Redford himself has proudly admitted that the film has multiple themes; you can practically hear his future DVD commentary (“old-fashioned shoe leather journalism is dying;” “today’s media is dominated by personalities”), but the film’s plate is so full that the viewer gets only a taste of each dish. There is no doubt Redford and Dobbs are dedicated to the film’s numerous messages, and they should be commended for even making a film in this day and age that raises them. But they haven’t gotten them to fully resonate on screen. The Company You Keep is less than what it could have been.
Synopsis:
Jim Grant (Robert Redford) is a public interest lawyer and single father raising his daughter in the tranquil suburbs of Albany, New York. Grant’s world is turned upside down,when a brash young reporter named Ben Shepard (Shia LaBeouf) exposes his true identity as a former 1970s antiwar radical fugitive wanted for murder. After living for more than 30 years underground, Grant must now go on
Shepard knows the significance of the national news story he has exposed and, for a journalist, this is an opportunity of a lifetime. Hell-bent on making a name for himself, he is willing to stop at nothing to capitalize on it. He digs deep into Grant’s past. Despite warnings from his editor and threats from the FBI, Shepard relentlessly tracks Grant across the country.

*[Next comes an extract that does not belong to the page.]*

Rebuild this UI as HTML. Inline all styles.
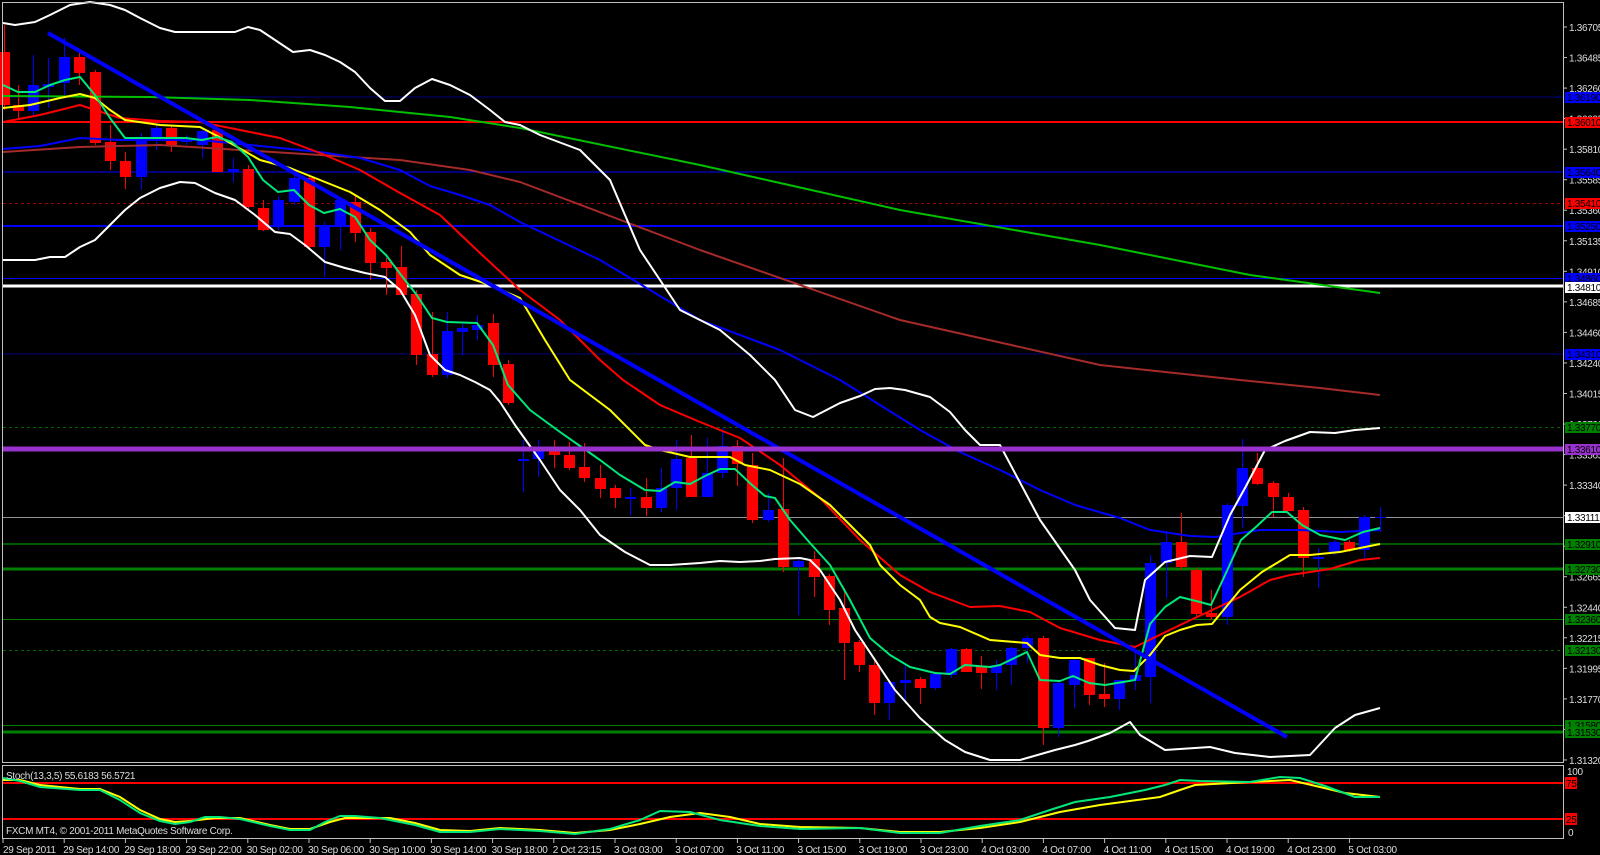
<!DOCTYPE html>
<html><head><meta charset="utf-8"><style>
html,body{margin:0;padding:0;background:#000;width:1600px;height:855px;overflow:hidden}
svg{display:block}
text{font-family:"Liberation Sans",sans-serif;font-size:11px}
.tl{font-size:10px;letter-spacing:-0.3px}
</style></head><body>
<svg id="s" width="1600" height="855" viewBox="0 0 1600 855" xmlns="http://www.w3.org/2000/svg">
<rect width="1600" height="855" fill="#000"/>
<g id="hl" shape-rendering="crispEdges">
<line x1="3" x2="1563" y1="97" y2="97" stroke="#000080" stroke-width="1"/>
<line x1="3" x2="1563" y1="122" y2="122" stroke="#ff0000" stroke-width="2"/>
<line x1="3" x2="1563" y1="172" y2="172" stroke="#0000ff" stroke-width="1"/>
<line x1="3" x2="1563" y1="203.5" y2="203.5" stroke="#a00000" stroke-width="1" stroke-dasharray="3,3"/>
<line x1="3" x2="1563" y1="226" y2="226" stroke="#0000ff" stroke-width="2"/>
<line x1="3" x2="1563" y1="278.5" y2="278.5" stroke="#0000ff" stroke-width="1"/>
<line x1="3" x2="1563" y1="286" y2="286" stroke="#ffffff" stroke-width="3"/>
<line x1="3" x2="1563" y1="354" y2="354" stroke="#000080" stroke-width="1"/>
<line x1="3" x2="1563" y1="427.5" y2="427.5" stroke="#006400" stroke-width="1" stroke-dasharray="3,3"/>
<line x1="3" x2="1563" y1="517.5" y2="517.5" stroke="#909090" stroke-width="1"/>
<line x1="3" x2="1563" y1="544" y2="544" stroke="#005a00" stroke-width="2"/>
<line x1="3" x2="1563" y1="569" y2="569" stroke="#008000" stroke-width="3"/>
<line x1="3" x2="1563" y1="619.5" y2="619.5" stroke="#008000" stroke-width="1"/>
<line x1="3" x2="1563" y1="650.5" y2="650.5" stroke="#006400" stroke-width="1" stroke-dasharray="3,3"/>
<line x1="3" x2="1563" y1="725.5" y2="725.5" stroke="#008000" stroke-width="1"/>
<line x1="3" x2="1563" y1="732" y2="732" stroke="#008000" stroke-width="3"/>
</g>
<g id="candles"></g>
<g fill="none" stroke-linejoin="round">
<polyline stroke="#00c000" stroke-width="2" points="3,96 150,97 250,100 350,107 450,117 520,128 700,165 900,210 1100,245 1250,275 1380,293"/>
<polyline stroke="#a52a2a" stroke-width="2" points="3,152 80,147 160,145 240,150 320,155 400,160 470,170 520,182 700,250 900,320 1100,365 1240,380 1320,388 1380,395"/>
<polyline stroke="#0000ff" stroke-width="2" points="3,149 40,146 80,138 120,140 200,140 280,148 320,152 360,158 400,170 430,186 460,195 490,205 520,222 600,260 700,320 780,350 840,380 880,405 920,430 960,452 1000,470 1040,490 1075,505 1120,518 1150,530 1190,536 1215,537 1260,530 1300,530 1340,532 1380,530"/>
<polyline stroke="#ff0000" stroke-width="2" points="3,122 40,115 80,105 95,110 120,118 160,121 200,122 240,130 280,138 320,153 360,170 400,193 440,215 480,253 520,290 560,320 600,360 623,380 660,405 700,422 740,438 780,465 820,498 860,540 900,575 930,592 970,607 1000,606 1030,612 1045,620 1060,628 1100,640 1135,647 1180,625 1240,597 1270,580 1290,575 1330,569 1360,560 1380,558"/>
<polyline stroke="#ffff00" stroke-width="2" points="3,108 30,105 60,98 80,94 95,98 110,110 125,120 160,125 200,127 225,140 260,160 290,168 320,180 350,192 380,210 410,232 430,255 460,275 490,285 520,298 545,340 570,380 610,410 645,445 660,450 690,457 730,457 745,465 770,470 800,484 830,505 850,525 870,545 880,565 900,585 920,600 930,617 940,623 960,627 990,640 1027,643 1040,655 1060,658 1080,658 1100,665 1120,670 1134,671 1150,655 1165,636 1180,630 1197,625 1212,624 1240,590 1262,572 1290,555 1310,555 1340,552 1380,544"/>
<polyline stroke="#00e87a" stroke-width="2" points="3,85 18,92 35,92 50,85 65,80 80,77 95,95 110,118 125,138 160,138 186,138 202,140 217,137 232,142 248,157 263,180 278,192 294,190 309,205 324,213 340,209 355,217 370,240 386,255 401,275 416,294 432,318 447,322 477,323 493,345 508,385 530,410 560,432 580,446 600,460 620,475 645,490 660,491 675,482 690,484 705,476 720,469 735,469 752,485 765,496 775,498 790,520 810,543 830,565 850,600 870,638 890,655 910,667 935,673 950,674 965,665 990,667 1000,665 1027,652 1040,680 1060,681 1073,676 1089,683 1105,685 1135,680 1150,624 1165,607 1180,597 1200,602 1211,605 1226,573 1241,540 1257,526 1272,512 1287,512 1302,525 1320,535 1345,540 1363,532 1380,528"/>
<polyline stroke="#ffffff" stroke-width="2" points="3,23 15,25 35,22 50,15 70,5 90,2 110,5 125,10 140,18 160,28 175,32 190,32 235,32 248,27 260,30 275,40 293,52 310,50 325,55 340,62 355,72 370,88 385,101 400,101 415,88 432,79 450,85 470,95 490,110 505,122 520,125 540,135 580,150 610,180 640,250 680,310 720,330 750,355 775,380 795,410 813,417 840,403 860,396 875,389 890,388 905,390 930,397 950,412 965,430 980,445 1000,445 1040,520 1075,570 1090,600 1115,628 1135,630 1145,580 1165,562 1190,556 1212,557 1230,515 1245,488 1265,450 1285,441 1310,432 1335,433 1355,430 1380,428"/>
<polyline stroke="#ffffff" stroke-width="2" points="3,260 35,260 50,257 65,257 80,247 95,240 110,225 125,210 140,198 160,188 180,182 195,183 215,193 235,200 255,215 275,232 290,234 305,245 325,262 345,268 365,273 385,277 400,290 415,315 430,355 445,370 460,375 475,382 490,390 500,402 515,425 540,460 560,490 580,510 600,535 625,552 650,565 670,565 700,563 720,561 740,562 760,561 775,559 800,558 810,560 820,570 840,600 855,630 875,660 895,690 920,718 945,740 965,752 990,760 1020,760 1055,750 1075,745 1088,741 1110,733 1130,722 1140,735 1165,750 1210,747 1235,753 1270,757 1310,755 1335,728 1355,715 1380,708"/>
<line x1="48" y1="33" x2="1287" y2="737" stroke="#0000ff" stroke-width="4"/>
</g>
<line x1="3" x2="1563" y1="449" y2="449" stroke="#9932cc" stroke-width="5" shape-rendering="crispEdges"/>
<rect x="0" y="763" width="1563" height="92" fill="#000"/>
<g shape-rendering="crispEdges">
<line x1="3" x2="1563" y1="783" y2="783" stroke="#ff0000" stroke-width="2"/>
<line x1="3" x2="1563" y1="819" y2="819" stroke="#ff0000" stroke-width="2"/>
</g>
<g fill="none" stroke-width="2">
<polyline stroke="#ffff00" points="3,780 20,780 40,785 80,789 100,789 120,797 140,810 160,819 175,822 190,821 215,818 240,818 270,825 290,829 310,829 330,822 345,818 360,818 390,818 415,823 440,830 470,831 500,828 540,830 575,833 610,830 640,824 670,817 700,813 730,817 760,824 800,827 860,828 900,832 940,832 980,828 1020,822 1060,812 1100,805 1160,797 1180,790 1195,785 1250,782 1290,780 1320,787 1345,793 1380,797"/>
<polyline stroke="#00e87a" points="3,778 20,781 40,787 80,790 100,790 120,800 140,813 160,821 175,824 190,822 205,817 220,817 240,819 270,826 290,830 310,830 325,822 340,816 355,816 380,818 415,825 440,832 470,832 500,829 540,831 575,834 610,829 640,820 660,811 690,812 720,820 760,826 800,829 860,828 900,833 940,833 980,826 1020,820 1050,810 1075,802 1110,797 1145,790 1165,785 1180,780 1200,781 1250,782 1280,777 1300,778 1325,786 1355,797 1380,797"/>
</g>
<g fill="none" stroke="#c0c0c0" stroke-width="1" shape-rendering="crispEdges">
<rect x="2.5" y="2.5" width="1561" height="760"/>
<rect x="2.5" y="765.5" width="1561" height="73"/>
</g>
<g fill="#ddd">
<text x="6" y="779" class="tl">Stoch(13,3,5) 55.6183 56.5721</text>
<text x="6" y="834" class="tl">FXCM MT4, © 2001-2011 MetaQuotes Software Corp.</text>
</g>
<g id="axis" fill="#ddd"></g>
</svg>
<script>
var NS="http://www.w3.org/2000/svg";
function el(p,t,a,txt){var e=document.createElementNS(NS,t);for(var k in a)e.setAttribute(k,a[k]);if(txt!==undefined)e.textContent=txt;p.appendChild(e);return e;}
var C=[
['r',4,52,105,25,110],['r',18,105,111,85,120],['b',33,85,111,55,115],['b',48,84,87,58,108],['b',64,57,83,38,95],['r',79,57,73,50,85],['r',95,72,143,70,145],['r',110,142,161,125,170],['r',125,161,177,152,189],['b',141,138,177,133,190],['b',156,128,138,125,150],['r',171,128,145,125,152],['b',186,139,142,135,145],['b',202,131,145,129,158],['r',217,130,172,125,172],['b',233,169,172,158,182],['r',248,169,207,165,210],['r',263,208,230,200,231],['b',278,200,226,196,230],['b',294,178,202,175,205],['r',309,178,247,176,250],['b',324,227,247,222,277],['b',340,200,227,198,250],['r',355,202,233,195,242],['r',370,232,263,228,280],['r',386,262,268,258,295],['r',401,267,295,246,295],['r',416,294,355,290,365],['r',432,354,375,312,377],['b',447,331,375,312,378],['b',462,328,332,324,355],['b',477,325,330,315,340],['r',493,323,365,314,377],['r',508,364,403,360,405],
['b',523,459,461,440,492],['b',538,450,459,440,477],['r',554,449,455,440,468],['r',569,455,468,442,470],['r',584,467,478,443,482],['r',600,478,489,465,498],['r',615,488,498,485,508],['b',630,497,499,488,515],['r',646,497,508,478,516],['b',661,488,508,468,512],['b',676,459,488,440,510],['r',691,458,497,435,497],['b',707,473,497,438,497],['b',722,446,473,428,478],['r',737,446,464,440,486],['r',752,465,520,453,523],['b',768,510,520,493,522],['r',783,509,567,458,572],['b',798,561,567,558,615],['r',814,559,577,551,597],['r',829,576,610,574,625],['r',844,608,643,588,680],['r',859,642,665,640,672],['r',874,665,703,658,715],['b',889,682,703,680,720],['b',905,680,683,665,702],['r',920,679,688,677,704],['b',935,674,688,672,690],['b',951,649,675,648,678],['r',966,649,672,648,672],['r',981,666,673,656,689],['b',996,665,673,660,690],['b',1011,648,665,647,685],
['b',1027,638,648,636,663],['r',1043,638,728,636,745],['b',1058,683,728,681,737],['b',1074,660,685,658,708],['r',1089,658,695,658,705],['r',1104,694,699,663,707],['b',1119,680,699,680,710],['b',1135,675,681,652,690],['b',1150,563,677,555,703],['b',1166,542,563,531,598],['r',1181,542,567,513,570],['r',1196,570,614,568,617],['r',1211,613,617,590,620],['b',1227,505,617,503,625],['b',1242,468,506,439,528],['r',1257,468,484,453,485],['r',1273,483,497,481,517],['r',1288,497,511,493,511],['r',1303,510,558,507,577],['b',1318,557,559,548,588],['b',1334,542,553,540,555],['r',1349,542,550,540,552],['b',1364,517,550,515,558],['b',1380,517,518,507,532]];
var g=document.getElementById('candles');
C.forEach(function(c){var col=c[0]=='r'?'#ff0000':'#0000ff';
el(g,'line',{x1:c[1]+0.5,x2:c[1]+0.5,y1:c[4],y2:c[5],stroke:col,'stroke-width':1,'shape-rendering':'crispEdges'});
var h=Math.max(1,c[3]-c[2]);el(g,'rect',{x:c[1]-5,y:c[2],width:11,height:h,fill:col,'shape-rendering':'crispEdges'});});
var ax=document.getElementById('axis');
var P=["1.36705","1.36485","1.36260","1.36035","1.35810","1.35585","1.35360","1.35135","1.34910","1.34685","1.34460","1.34240","1.34015","1.33790","1.33565","1.33340","1.33115","1.32890","1.32665","1.32440","1.32215","1.31995","1.31770","1.31545","1.31320"];
P.forEach(function(p,i){var y=27+i*30.54;el(ax,'line',{x1:1563,x2:1567,y1:y,y2:y,stroke:'#c0c0c0'});el(ax,'text',{x:1569,y:y+4,fill:'#ddd','class':'tl'},p);});
var B=[[97,'#0000ff','1.36190'],[122,'#ff0000','1.36010'],[172,'#0000ff','1.35640'],[203,'#ff0000','1.35410'],[226,'#0000ff','1.35250'],[278,'#0000ff','1.34860'],[287,'#ffffff','1.34810'],[354,'#0000ff','1.34310'],[427,'#008000','1.33770'],[449,'#9932cc','1.33610'],[517,'#ffffff','1.33111'],[544,'#008000','1.32910'],[569,'#008000','1.32730'],[619,'#008000','1.32360'],[650,'#008000','1.32130'],[725,'#008000','1.31580'],[732,'#008000','1.31530']];
B.forEach(function(b){el(ax,'rect',{x:1565,y:b[0]-5,width:35,height:11,fill:b[1]});el(ax,'text',{x:1567,y:b[0]+4,fill:'#000','class':'tl'},b[2]);});
el(ax,'text',{x:1567,y:775,fill:'#ddd','class':'tl'},'100');
el(ax,'rect',{x:1565,y:777,width:12,height:12,fill:'#ff0000'});el(ax,'text',{x:1566,y:787,fill:'#000','class':'tl'},'75');
el(ax,'rect',{x:1565,y:813,width:12,height:12,fill:'#ff0000'});el(ax,'text',{x:1566,y:823,fill:'#000','class':'tl'},'25');
el(ax,'text',{x:1568,y:836,fill:'#ddd','class':'tl'},'0');
var T=["29 Sep 2011","29 Sep 14:00","29 Sep 18:00","29 Sep 22:00","30 Sep 02:00","30 Sep 06:00","30 Sep 10:00","30 Sep 14:00","30 Sep 18:00","2 Oct 23:15","3 Oct 03:00","3 Oct 07:00","3 Oct 11:00","3 Oct 15:00","3 Oct 19:00","3 Oct 23:00","4 Oct 03:00","4 Oct 07:00","4 Oct 11:00","4 Oct 15:00","4 Oct 19:00","4 Oct 23:00","5 Oct 03:00"];
T.forEach(function(t,i){var x=3+i*61.2;el(ax,'line',{x1:x,x2:x,y1:838,y2:843,stroke:'#c0c0c0'});el(ax,'text',{x:x+(i==0?0:-1),y:853,fill:'#ddd','class':'tl'},t);});
</script>
</body></html>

As Grant reopens old wounds and reconnects with former members of his antiwar group, the Weather Underground, Shepard realizes something about this man is just not adding up. With the FBI closing in, Shepard uncovers the shocking secrets Grant has been keeping for the past three decades. As Grant and Shepard come face to face in the wilderness of the Upper Peninsula of Michigan, they each must come to terms with who they really are.